The Online Sea Change: Seevast CEO Lance Podell Talks Rebranding and Reemerging in the Video-Centric New Year
Mergers, acquisitions and re-branding seem as common in the interactive space as a scowl on Simon Cowell’s face. But the effect of such industry shakeups have for the most part, been hit, miss or meh.
Still, as the aftershocks of the Google/YouTube union continue reverberating throughout the digital realm, changing company game left and right, other shifts are occurring just under the radar that have unleashed some of their own magnitude. One such notable overhaul is that of Kanoodle, the sponsored links pioneer that was restructured and refitted into a larger umbrella company now known as Seevast last year.
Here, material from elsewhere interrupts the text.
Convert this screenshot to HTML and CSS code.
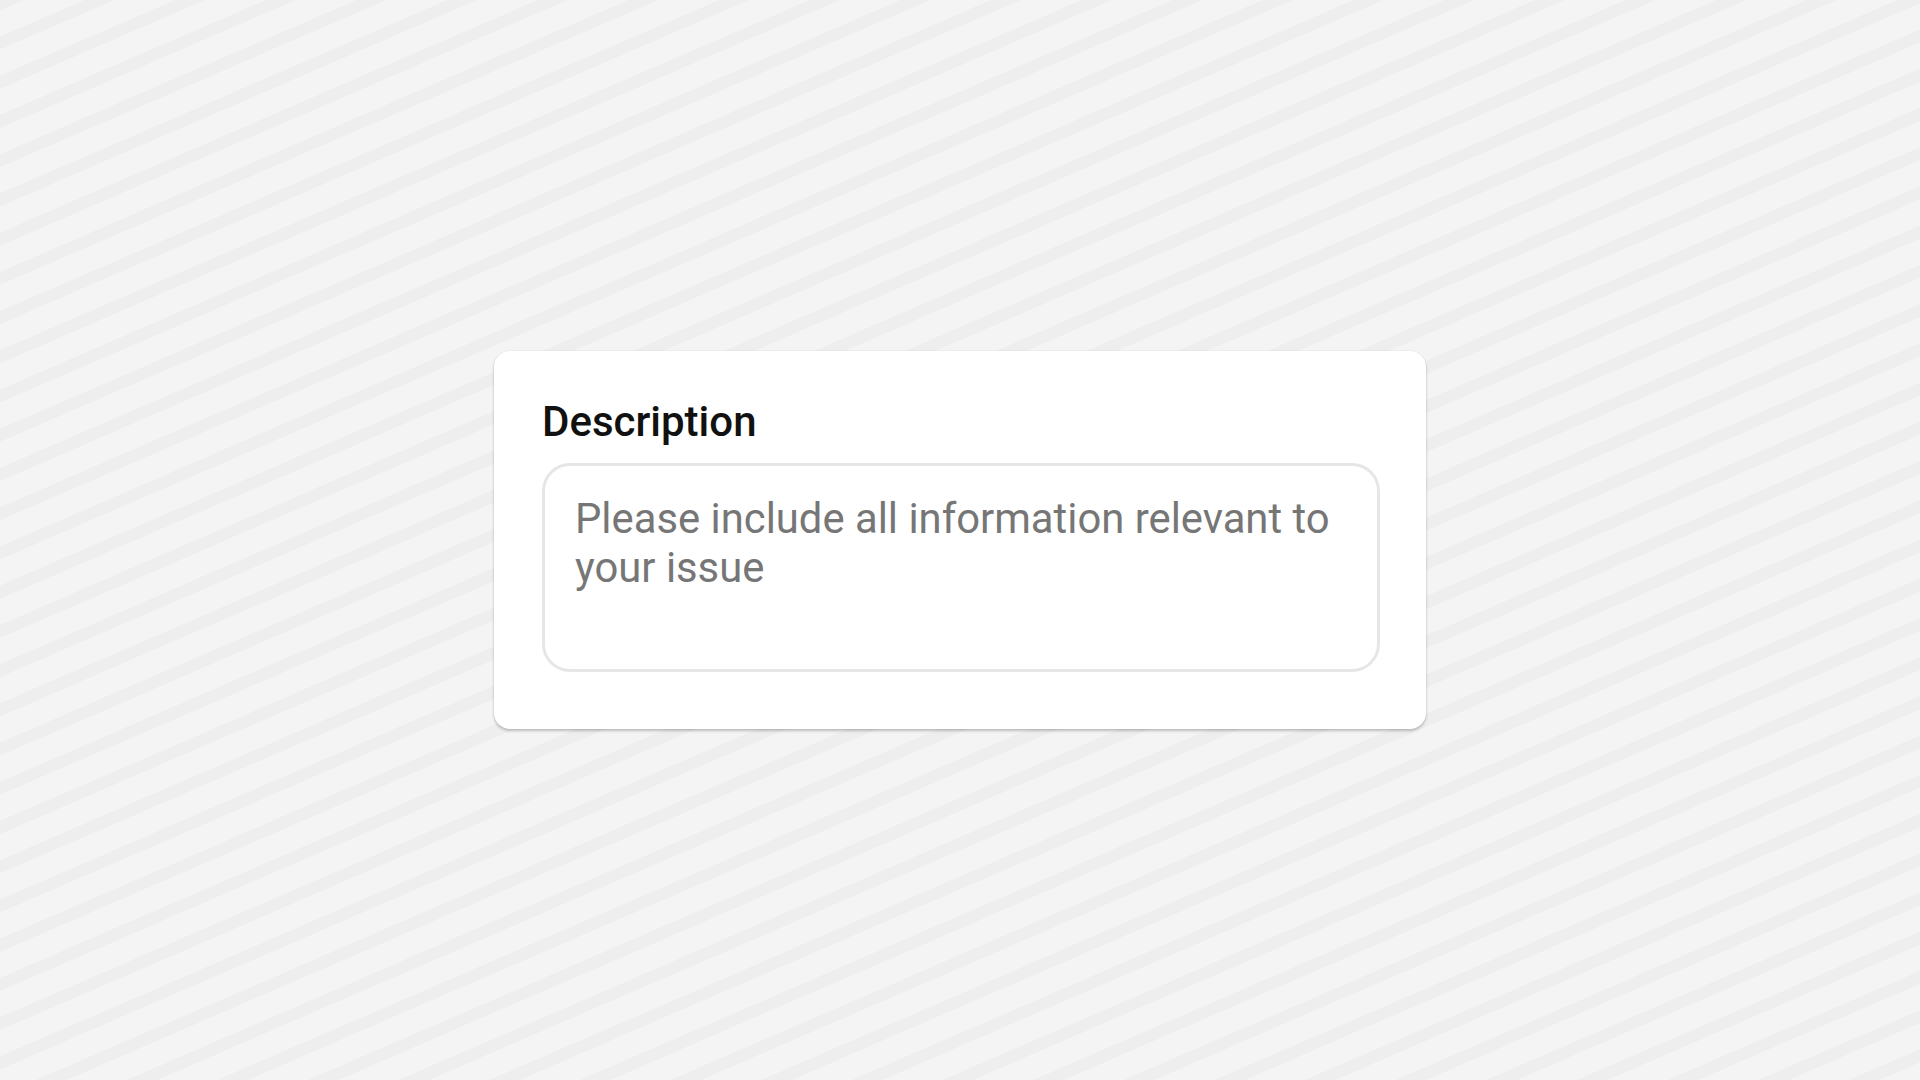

Under the Seevast tag lies a triumvirate of online-based entities that features not only the well-known Kanoodle brand, but domain rights management firm Moniker, and the newly formed Pulse 360. With this sea change, Kanoodle was remodeled as a PPC-based operation, with Pulse 360 carrying the sponsored links baton in the process.
While it might not have made the front page of the New York Times, the Seevast makeover does have some significant implications for the online marketing industry moving forward. Recently, ADOTAS chatted with Seevast CEO Lance Podell (pictured), an industry vet with 18 years behind him working in the trenches with innovators like Sprinks as well as the first incarnations of several interactive agencies.
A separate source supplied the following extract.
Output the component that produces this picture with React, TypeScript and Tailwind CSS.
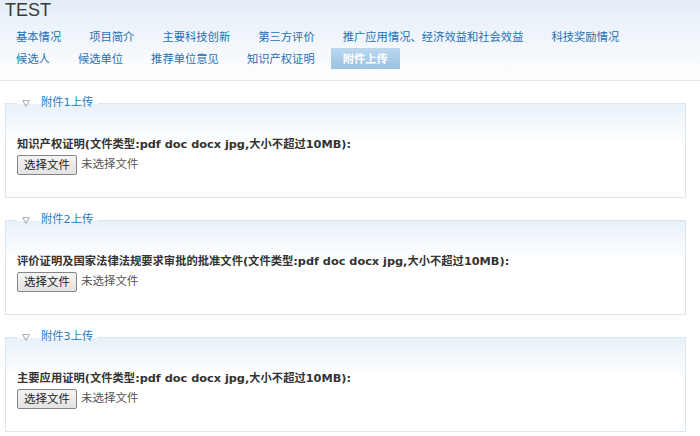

Erudite and straightforward at the same time, Podell sheds light on his company’s big move, the hurdles to selling the new name, the well-traveled path that led him here, and how Seevast has positioned itself in the video-centric new year.
Hi Lance, so let’s first discuss your industry background.
I went to Lafayette College and when I graduated college, I went into the ad agency business. I grew up on blue-chip accounts primarily at Chiat Day. I had worked at agencies and I worked at publishing firms, so I had worked at Chiat Day and worked at Conde Nast, skipping a few things. But then I went back to Harvard Business School after about four years out of college. In school, I made the decision that I really wanted to get into marketing consulting and looking at products outside-of-the-box.
It was interesting timing, it was 1990 when I went back to school. In ‘92, loyalty marketing programs were hot and I ended up going to Digitas out of college, which wasn’t Digitas then, it was Bronner Slosberg Humphrey. I ended up going there to trot out other businesses that their clients might create. So, I worked with Disney on figuring out if they built the Disney Institute, would people come. I worked on Quaker products building their first loyalty programs, worked on the precursor to AT&T’s “True Rewards.”
Then, I moved back to New York and went to work for Ogilvy in their first interactive marketing group, the first iteration of that out of the direct group back then. [We] put American Express “Express Net” up on AOL, which was American Express’s first venture online, and back then there wasn’t the Web. That meant it was the first place you could transact online. We also built the first microsites online, so we got Fodor’s and Frommer’s to contribute content to the Express Net site on AOL.
Then, as you probably recall, content was king. I went back to the publishing side of the house, and I went to Time, Inc., where I worked on all of the opportunities for the Time, Inc. online properties. That was really fun until distribution became king, and then I went to US West and worked on interactive television. So, I guess the theme here is I had spent the majority of my career on the advertising and publishing sides of the house, which is a good entrée to where I am now. I built PCH.com for Publisher’s Clearinghouse, and then went to Shopping.com when it was DealTime as the chief marketing officer.
At that point, I had connected the dots between all things advertising and all things publishing, meaning the first time I was in a real referral-based business—where you were leading consumers via the advertiser to the published page—from there I ended up at Sprinks. Again, for about the last 7 or 8 years, I’ve been working on referral-based ad business. So I’ve had a long history at advertising, agencies, publishing firms, and with that, came the logical conclusion that I should be running an ad network that was based on the advertisers and publishers.